# [Aim]
Each line containing the word "that" should be found and copied.

# [Records for the exercise]
#####

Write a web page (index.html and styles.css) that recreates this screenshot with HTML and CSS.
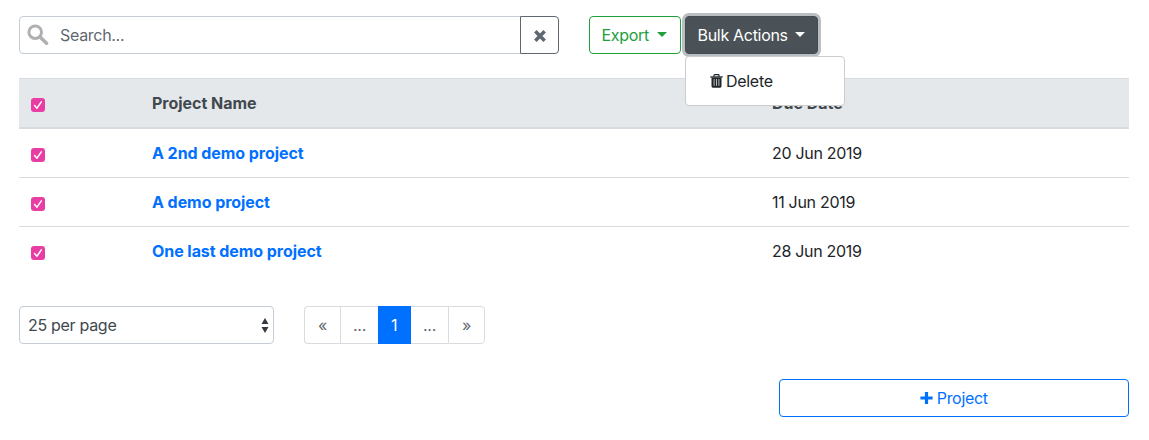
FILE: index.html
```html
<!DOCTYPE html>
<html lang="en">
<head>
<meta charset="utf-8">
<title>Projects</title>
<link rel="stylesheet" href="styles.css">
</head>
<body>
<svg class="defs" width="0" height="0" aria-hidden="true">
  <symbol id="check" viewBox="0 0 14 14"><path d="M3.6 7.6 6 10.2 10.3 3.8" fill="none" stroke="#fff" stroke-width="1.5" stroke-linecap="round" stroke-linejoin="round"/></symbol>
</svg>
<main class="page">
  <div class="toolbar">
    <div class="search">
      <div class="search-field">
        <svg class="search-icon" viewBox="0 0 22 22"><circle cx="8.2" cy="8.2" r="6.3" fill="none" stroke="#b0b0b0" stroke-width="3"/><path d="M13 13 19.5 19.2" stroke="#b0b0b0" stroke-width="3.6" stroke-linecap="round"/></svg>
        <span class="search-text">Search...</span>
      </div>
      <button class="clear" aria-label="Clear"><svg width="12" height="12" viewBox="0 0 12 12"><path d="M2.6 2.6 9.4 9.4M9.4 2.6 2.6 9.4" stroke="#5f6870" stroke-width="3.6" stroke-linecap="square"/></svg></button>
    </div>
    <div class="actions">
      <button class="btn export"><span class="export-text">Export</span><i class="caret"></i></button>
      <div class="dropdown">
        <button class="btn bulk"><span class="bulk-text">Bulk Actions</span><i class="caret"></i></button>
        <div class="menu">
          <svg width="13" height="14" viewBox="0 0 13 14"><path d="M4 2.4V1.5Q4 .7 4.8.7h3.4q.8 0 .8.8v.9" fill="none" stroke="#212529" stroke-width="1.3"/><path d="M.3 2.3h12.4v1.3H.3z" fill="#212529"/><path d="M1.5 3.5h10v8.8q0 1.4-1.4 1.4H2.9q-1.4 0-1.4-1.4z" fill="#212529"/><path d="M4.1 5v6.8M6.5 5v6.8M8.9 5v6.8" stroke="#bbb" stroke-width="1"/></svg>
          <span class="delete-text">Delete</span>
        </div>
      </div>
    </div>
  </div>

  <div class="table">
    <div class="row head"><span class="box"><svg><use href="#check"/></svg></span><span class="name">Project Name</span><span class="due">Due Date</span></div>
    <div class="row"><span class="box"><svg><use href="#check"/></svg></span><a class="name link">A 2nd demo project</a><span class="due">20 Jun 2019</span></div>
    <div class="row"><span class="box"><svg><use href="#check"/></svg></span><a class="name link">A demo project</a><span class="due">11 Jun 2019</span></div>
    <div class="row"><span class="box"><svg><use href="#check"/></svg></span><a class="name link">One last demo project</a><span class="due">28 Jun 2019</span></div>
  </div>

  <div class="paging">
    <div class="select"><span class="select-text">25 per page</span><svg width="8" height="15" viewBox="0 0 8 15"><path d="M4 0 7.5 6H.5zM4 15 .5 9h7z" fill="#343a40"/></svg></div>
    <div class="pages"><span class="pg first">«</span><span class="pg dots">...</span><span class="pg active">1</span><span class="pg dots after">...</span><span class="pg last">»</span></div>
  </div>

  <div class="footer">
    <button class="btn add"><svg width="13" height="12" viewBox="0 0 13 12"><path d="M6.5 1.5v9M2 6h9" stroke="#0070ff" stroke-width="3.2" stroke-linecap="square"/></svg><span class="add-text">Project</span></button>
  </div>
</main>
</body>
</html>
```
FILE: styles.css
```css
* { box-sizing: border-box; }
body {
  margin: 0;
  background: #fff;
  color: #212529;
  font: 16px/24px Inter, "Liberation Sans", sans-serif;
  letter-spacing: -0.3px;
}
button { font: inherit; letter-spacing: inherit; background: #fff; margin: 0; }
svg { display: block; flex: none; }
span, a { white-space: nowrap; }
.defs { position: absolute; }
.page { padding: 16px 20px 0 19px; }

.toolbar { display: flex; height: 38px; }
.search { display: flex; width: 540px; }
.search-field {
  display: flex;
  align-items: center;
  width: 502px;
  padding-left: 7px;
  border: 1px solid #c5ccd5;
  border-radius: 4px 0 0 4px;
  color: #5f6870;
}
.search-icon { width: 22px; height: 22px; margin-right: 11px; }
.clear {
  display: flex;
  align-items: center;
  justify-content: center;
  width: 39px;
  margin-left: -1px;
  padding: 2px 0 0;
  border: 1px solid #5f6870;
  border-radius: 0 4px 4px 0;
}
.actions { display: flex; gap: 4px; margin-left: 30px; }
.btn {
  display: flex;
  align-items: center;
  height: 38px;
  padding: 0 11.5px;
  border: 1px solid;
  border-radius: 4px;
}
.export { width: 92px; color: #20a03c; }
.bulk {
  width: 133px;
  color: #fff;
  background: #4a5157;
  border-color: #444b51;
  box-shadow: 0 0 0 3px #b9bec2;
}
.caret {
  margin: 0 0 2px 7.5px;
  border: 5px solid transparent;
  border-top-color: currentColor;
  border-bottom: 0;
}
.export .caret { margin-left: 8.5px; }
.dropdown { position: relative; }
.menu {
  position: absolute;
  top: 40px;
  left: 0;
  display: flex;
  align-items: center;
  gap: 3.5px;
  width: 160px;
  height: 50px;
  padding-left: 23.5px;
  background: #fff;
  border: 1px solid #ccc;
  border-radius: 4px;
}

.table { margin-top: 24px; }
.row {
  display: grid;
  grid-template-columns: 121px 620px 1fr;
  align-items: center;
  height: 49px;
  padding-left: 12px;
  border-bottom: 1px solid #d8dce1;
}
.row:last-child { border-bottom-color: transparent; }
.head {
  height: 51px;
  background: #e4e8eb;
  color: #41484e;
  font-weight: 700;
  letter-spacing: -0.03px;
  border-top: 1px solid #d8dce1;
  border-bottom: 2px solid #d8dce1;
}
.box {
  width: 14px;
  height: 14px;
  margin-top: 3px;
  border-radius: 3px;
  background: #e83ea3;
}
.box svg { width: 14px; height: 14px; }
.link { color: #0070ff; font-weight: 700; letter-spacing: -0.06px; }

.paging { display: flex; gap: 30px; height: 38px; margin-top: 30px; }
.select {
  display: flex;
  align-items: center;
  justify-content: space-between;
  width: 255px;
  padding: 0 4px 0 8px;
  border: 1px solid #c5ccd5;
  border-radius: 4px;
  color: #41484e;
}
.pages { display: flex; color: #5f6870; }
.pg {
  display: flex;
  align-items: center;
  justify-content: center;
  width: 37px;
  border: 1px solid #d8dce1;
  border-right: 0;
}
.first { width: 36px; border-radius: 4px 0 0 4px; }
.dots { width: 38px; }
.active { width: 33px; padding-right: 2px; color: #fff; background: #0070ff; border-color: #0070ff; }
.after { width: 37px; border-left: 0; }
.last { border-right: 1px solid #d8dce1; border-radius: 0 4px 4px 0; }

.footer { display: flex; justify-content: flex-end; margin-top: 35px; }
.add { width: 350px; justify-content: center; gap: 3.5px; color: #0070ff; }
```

#####

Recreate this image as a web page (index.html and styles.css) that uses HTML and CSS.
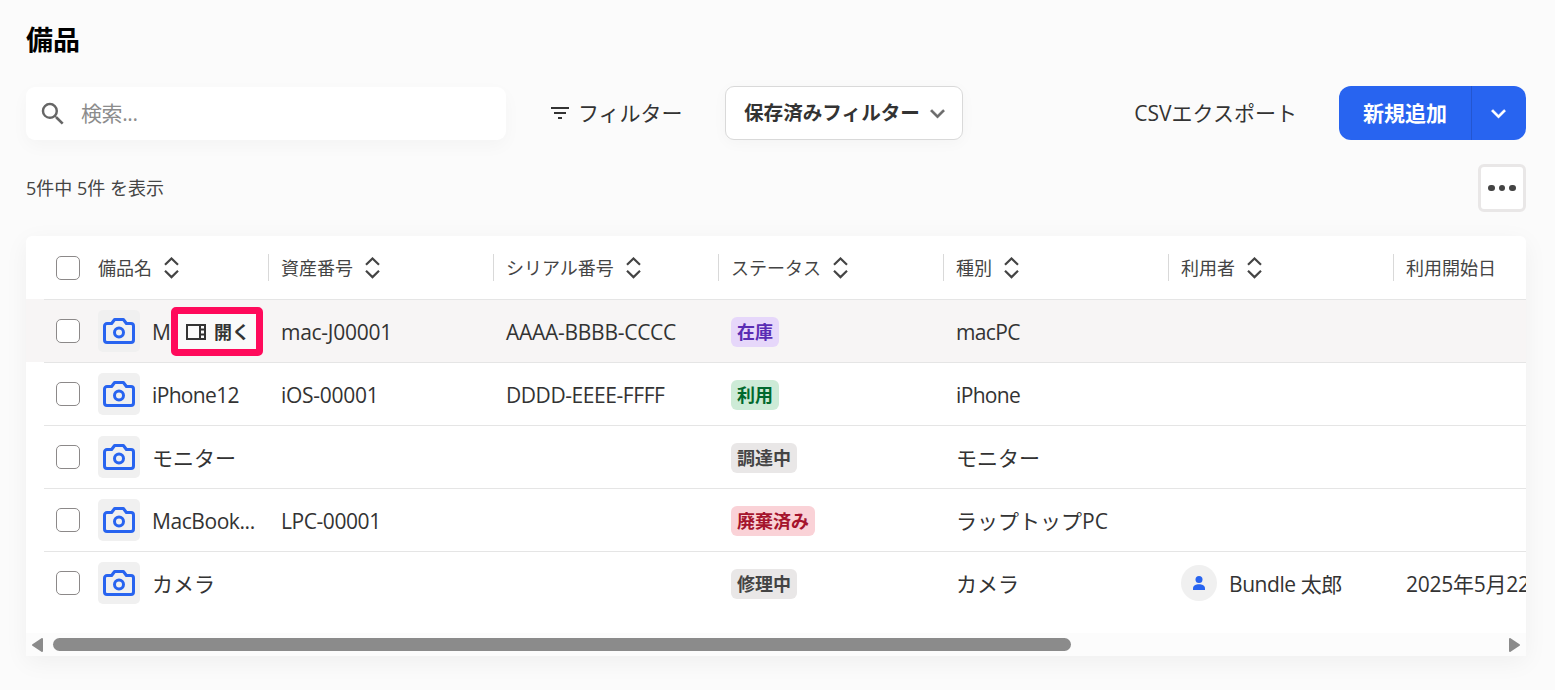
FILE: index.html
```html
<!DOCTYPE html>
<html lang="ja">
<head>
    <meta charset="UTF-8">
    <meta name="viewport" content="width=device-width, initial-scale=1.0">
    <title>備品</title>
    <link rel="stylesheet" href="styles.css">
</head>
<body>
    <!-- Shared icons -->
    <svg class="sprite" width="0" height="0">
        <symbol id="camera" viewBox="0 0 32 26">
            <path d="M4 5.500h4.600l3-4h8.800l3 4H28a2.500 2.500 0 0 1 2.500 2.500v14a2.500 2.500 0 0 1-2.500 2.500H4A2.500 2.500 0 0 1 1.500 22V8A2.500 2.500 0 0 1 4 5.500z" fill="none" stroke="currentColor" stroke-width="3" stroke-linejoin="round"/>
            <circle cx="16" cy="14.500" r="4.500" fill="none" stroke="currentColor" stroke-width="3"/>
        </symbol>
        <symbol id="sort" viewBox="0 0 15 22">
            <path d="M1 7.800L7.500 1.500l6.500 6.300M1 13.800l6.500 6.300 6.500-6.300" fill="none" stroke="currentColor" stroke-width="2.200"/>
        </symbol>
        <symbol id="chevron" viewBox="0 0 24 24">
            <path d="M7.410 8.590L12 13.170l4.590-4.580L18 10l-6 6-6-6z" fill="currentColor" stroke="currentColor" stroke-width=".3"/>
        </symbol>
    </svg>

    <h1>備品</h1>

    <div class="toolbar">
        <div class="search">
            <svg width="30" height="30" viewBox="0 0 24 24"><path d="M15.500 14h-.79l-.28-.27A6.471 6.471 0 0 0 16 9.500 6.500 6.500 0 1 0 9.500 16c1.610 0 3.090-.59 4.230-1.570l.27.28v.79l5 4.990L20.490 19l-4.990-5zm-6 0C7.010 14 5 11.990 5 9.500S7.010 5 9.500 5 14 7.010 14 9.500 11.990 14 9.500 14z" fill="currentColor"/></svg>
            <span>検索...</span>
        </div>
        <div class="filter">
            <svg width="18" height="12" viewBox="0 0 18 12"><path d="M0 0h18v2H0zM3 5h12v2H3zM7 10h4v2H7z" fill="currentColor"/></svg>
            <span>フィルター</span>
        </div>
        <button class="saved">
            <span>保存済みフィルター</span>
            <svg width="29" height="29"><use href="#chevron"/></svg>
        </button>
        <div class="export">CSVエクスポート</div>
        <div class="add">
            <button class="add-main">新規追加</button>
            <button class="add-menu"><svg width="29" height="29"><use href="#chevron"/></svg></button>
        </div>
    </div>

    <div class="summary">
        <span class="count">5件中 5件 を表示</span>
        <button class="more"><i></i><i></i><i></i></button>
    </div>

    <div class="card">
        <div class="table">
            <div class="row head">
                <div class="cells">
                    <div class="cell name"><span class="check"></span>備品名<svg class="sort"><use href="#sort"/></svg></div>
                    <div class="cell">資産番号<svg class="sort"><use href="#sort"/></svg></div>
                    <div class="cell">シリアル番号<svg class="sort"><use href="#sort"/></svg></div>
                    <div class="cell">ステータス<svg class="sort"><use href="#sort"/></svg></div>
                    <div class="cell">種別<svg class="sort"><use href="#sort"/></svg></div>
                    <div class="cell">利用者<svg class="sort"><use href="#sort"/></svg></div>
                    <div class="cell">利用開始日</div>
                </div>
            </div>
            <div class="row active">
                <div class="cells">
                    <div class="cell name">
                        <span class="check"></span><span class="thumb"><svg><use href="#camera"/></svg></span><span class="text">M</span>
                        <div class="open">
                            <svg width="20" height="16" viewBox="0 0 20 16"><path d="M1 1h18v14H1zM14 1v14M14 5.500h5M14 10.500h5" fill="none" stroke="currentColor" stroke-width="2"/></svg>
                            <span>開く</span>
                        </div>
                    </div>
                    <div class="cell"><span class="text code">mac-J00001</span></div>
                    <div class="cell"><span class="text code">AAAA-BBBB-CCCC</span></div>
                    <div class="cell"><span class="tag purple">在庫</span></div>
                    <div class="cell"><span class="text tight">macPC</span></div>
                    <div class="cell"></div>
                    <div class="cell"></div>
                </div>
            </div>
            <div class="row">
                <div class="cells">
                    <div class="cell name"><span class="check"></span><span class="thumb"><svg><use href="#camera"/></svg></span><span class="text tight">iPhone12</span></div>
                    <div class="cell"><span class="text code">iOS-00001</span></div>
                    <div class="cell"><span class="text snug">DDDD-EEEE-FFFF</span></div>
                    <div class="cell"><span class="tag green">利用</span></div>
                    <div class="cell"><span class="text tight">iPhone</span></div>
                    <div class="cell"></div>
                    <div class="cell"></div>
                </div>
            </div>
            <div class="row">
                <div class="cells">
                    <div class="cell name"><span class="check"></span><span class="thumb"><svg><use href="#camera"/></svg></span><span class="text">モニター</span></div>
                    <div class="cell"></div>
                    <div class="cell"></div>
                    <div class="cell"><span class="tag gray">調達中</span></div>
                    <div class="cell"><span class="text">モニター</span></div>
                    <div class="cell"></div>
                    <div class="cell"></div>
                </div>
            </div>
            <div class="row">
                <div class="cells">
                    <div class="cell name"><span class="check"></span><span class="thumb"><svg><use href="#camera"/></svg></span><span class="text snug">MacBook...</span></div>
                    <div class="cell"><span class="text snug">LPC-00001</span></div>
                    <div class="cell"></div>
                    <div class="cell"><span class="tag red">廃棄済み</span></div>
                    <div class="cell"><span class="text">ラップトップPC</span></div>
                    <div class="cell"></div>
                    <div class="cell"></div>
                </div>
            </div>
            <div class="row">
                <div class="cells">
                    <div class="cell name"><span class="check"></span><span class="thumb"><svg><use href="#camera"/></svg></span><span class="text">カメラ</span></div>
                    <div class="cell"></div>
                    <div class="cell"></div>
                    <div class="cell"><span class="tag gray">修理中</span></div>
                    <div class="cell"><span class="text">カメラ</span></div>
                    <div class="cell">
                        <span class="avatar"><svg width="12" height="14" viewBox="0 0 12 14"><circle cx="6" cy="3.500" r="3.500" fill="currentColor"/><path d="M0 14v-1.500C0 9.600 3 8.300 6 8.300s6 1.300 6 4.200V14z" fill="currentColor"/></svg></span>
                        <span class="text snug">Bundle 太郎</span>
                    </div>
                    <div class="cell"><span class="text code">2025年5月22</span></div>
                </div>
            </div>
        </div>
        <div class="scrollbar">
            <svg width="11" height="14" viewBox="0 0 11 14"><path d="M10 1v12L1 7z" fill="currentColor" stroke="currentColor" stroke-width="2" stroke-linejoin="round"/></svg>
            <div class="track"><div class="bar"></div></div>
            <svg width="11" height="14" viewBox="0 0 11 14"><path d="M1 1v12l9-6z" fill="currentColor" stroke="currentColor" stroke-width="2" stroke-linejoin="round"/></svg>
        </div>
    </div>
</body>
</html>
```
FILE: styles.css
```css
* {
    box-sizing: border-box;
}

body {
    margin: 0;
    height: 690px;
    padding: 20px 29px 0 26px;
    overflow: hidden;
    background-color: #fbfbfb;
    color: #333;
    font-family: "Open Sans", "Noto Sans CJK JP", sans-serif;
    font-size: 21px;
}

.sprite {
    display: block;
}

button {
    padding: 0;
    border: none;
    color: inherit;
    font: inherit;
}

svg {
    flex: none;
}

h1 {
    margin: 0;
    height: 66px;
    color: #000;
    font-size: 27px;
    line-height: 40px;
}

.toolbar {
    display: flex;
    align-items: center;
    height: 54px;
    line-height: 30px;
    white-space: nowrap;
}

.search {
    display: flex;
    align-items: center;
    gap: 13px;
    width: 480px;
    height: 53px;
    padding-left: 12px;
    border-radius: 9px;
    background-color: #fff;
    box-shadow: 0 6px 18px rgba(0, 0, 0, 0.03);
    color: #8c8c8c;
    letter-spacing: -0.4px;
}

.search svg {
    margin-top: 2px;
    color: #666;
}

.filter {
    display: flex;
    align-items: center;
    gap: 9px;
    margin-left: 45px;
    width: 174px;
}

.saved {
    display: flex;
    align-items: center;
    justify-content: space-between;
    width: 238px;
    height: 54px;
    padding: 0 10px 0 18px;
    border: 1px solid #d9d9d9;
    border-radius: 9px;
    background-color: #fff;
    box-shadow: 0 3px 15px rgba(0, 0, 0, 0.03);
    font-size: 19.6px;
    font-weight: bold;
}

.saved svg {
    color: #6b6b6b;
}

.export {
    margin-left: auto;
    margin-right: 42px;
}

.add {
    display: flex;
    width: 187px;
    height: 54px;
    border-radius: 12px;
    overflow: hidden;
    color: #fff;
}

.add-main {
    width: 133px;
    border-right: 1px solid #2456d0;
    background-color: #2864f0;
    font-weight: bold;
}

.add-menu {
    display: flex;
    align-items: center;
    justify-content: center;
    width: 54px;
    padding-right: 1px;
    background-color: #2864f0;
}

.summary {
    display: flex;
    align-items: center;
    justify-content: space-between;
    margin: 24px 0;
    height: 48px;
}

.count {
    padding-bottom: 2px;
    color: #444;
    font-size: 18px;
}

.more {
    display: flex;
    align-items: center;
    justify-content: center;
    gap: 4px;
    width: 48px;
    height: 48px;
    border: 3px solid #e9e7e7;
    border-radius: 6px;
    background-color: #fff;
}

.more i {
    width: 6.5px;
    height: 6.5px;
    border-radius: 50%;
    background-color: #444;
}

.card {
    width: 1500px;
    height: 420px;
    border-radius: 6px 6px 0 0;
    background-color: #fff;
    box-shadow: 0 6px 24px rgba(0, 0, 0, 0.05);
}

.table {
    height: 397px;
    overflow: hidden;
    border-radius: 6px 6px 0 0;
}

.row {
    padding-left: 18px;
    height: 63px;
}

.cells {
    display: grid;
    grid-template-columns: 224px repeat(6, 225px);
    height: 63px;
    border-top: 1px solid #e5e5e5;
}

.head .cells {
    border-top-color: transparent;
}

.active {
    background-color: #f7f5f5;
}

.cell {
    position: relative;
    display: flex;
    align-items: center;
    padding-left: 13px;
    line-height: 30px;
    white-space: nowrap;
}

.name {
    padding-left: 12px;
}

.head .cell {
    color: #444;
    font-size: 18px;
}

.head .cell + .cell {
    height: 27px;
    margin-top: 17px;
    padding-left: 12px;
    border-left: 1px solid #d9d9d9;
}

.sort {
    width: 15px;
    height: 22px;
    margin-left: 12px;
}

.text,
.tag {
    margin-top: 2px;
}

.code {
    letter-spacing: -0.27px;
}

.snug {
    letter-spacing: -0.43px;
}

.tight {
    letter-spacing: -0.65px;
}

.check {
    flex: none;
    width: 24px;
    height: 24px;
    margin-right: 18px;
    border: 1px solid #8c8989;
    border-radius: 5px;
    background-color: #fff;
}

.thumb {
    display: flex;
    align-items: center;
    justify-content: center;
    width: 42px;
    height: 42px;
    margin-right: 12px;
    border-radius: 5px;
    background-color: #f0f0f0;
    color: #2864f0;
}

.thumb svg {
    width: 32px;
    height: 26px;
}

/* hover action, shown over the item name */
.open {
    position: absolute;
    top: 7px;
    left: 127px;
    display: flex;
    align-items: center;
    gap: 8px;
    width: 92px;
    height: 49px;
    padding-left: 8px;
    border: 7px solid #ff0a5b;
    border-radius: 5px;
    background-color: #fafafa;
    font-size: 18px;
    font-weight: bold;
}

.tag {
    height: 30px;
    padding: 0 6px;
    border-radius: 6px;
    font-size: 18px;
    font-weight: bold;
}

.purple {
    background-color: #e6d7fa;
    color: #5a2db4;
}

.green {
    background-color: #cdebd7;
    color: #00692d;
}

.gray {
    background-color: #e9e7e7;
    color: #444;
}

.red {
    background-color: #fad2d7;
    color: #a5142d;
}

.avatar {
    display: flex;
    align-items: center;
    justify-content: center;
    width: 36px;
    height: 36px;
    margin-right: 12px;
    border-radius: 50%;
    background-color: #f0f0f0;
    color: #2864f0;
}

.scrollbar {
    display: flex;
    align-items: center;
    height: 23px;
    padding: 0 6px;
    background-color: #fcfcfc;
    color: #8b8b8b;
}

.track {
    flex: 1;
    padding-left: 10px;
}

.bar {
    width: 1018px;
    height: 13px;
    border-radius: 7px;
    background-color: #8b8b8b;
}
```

#####

# [Complete answer]
Write a web page (index.html and styles.css) that recreates this screenshot with HTML and CSS.
Recreate this image as a web page (index.html and styles.css) that uses HTML and CSS.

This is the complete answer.